Equilibrium Residuals Expose Three Regimes of Matrix-Game Strategic Reasoning in Language Models
Abstract
Large language models can score well on named game-theory benchmarks while failing on the same strategic computation once semantic cues are removed. We show this gap with procedurally generated zero-sum matrix games: a model that recognizes familiar games drops to 34%, 18%, and 2% success on anonymous 2×2, 3×3, and 5×5 payoff matrices. The benchmark separates semantic recall, learned approximate Nash computation, and an output-interface bottleneck that limits scale. Training only on 2×2 and 3×3 games, supervised fine-tuning raises unseen 5×5--7×7 success from 2% to 61%, while exploitability-reward training averages 37% with high seed variance.
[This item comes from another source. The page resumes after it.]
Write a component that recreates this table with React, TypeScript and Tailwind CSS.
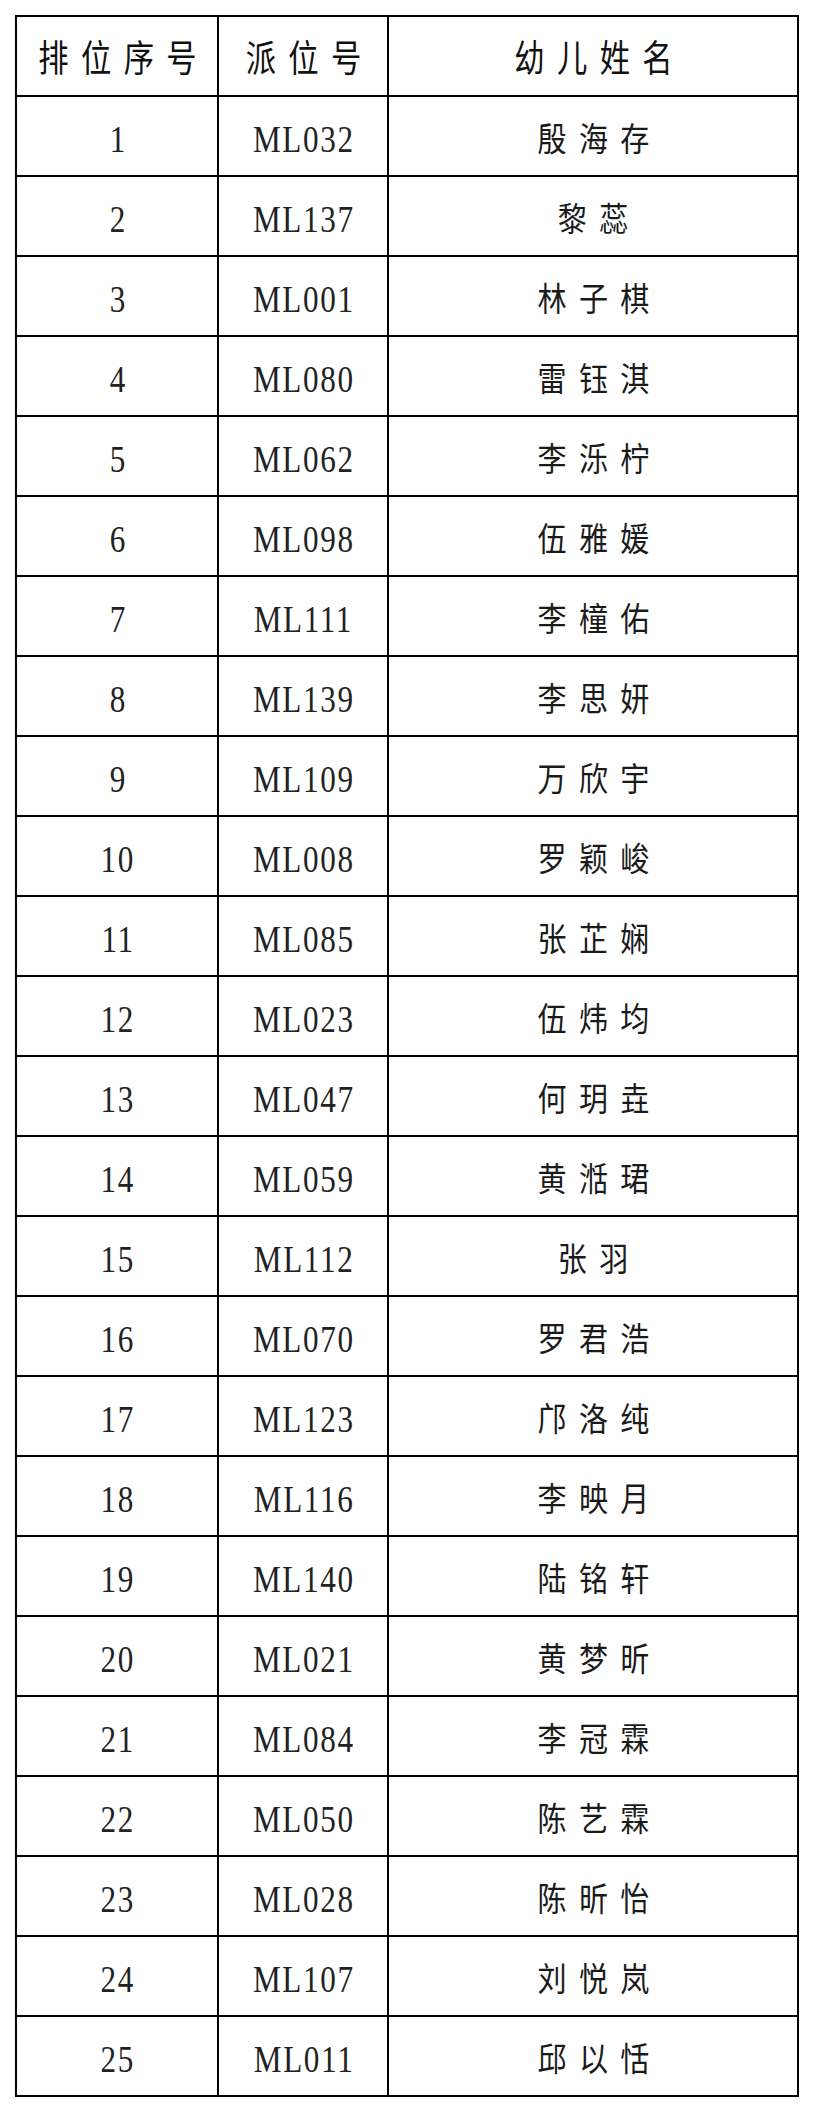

We prove that the exploitability residual is 2-Lipschitz in payoff perturbations, unlike discontinuous vertex-returning LP equilibrium selectors, explaining why residual training can transfer under payoff shifts even when formatting instability limits mean performance. A dominated-action padding experiment provides causal evidence: trained models solve 3×3 games embedded in much larger matrices, while random-padded controls fail and dense 12×12 games remain near failure. Procedural evaluation is therefore necessary for measuring strategic reasoning, and residual rewards expose a real but format-limited route to approximate equilibrium computation.